Oggi la palude è cultura. Per avvicinarsi a essa non è più necessario elevarsi… Nella palude dove tutti sguazzano, nessuno è superiore a nessuno. Nessuna gerarchia è valida, nessuna trascendenza è ammessa, l’uguaglianza generalizzata si vendica della grandezza

Alain Finkielkraut

Il filosofo francese mena stilettate a destra e manca in poche pagine fatali, e tutte vanno a segno con precisione chirurgica nel nostro animo cariato e rammollito; ci spiega che non esistono più lingue madri, geni da cui imparare, tradizioni da rispettare, eredità storiche, allori da adorare, ma solo campi commerciali da arare, un globish da usare per ogni spicchio della nostra quotidianità, sempre più nave ferma in mezzo al mare che aspetta controlli e nuove rotte che non arrivano.

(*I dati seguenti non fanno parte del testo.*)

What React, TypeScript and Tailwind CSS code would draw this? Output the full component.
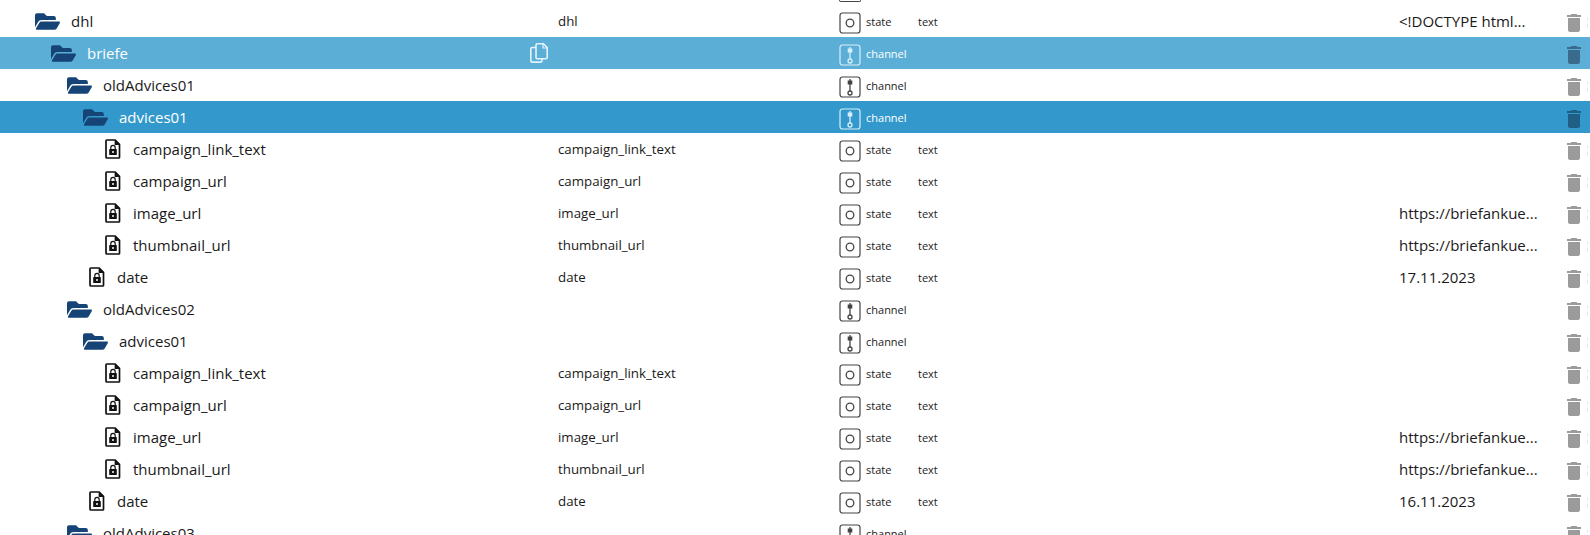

Il risultato è, da un lato, un io solipsista, osservatore distaccato e centrifugato, e, dall’altro, una realtà composta da oggetti statici, passivizzati, inenarrabili. “Oggi la palude è cultura. Per avvicinarsi a essa non è più necessario elevarsi… Nella palude dove tutti sguazzano, nessuno è superiore a nessuno. Nessuna gerarchia è valida, nessuna trascendenza è ammessa, l’uguaglianza generalizzata si vendica della grandezza”.

Dobbiamo, allora, cominciare a disinnescare quel chiassoso applausometro attraverso il quale eleggiamo a corifei della vita – conduttori, conduttrici, pseudogiornalisti, pubblicitari, oligarchi – quelli che ne sono solo i nullificatori, gli indottrinatori, i seviziatori, gli anatomo-patologi.

Non hanno forse essi in fronte il segno di morte come il distintivo a forma di teschio dei reparti SS-Totenkopf? Non tracciano essi i sentieri, di sequestro e decesso dell’Umano, dentro un nuovo Olocausto mondiale, come il vecchio Alain insiste nel rammemorare e piangere – legittimamente – quello storico del suo popolo?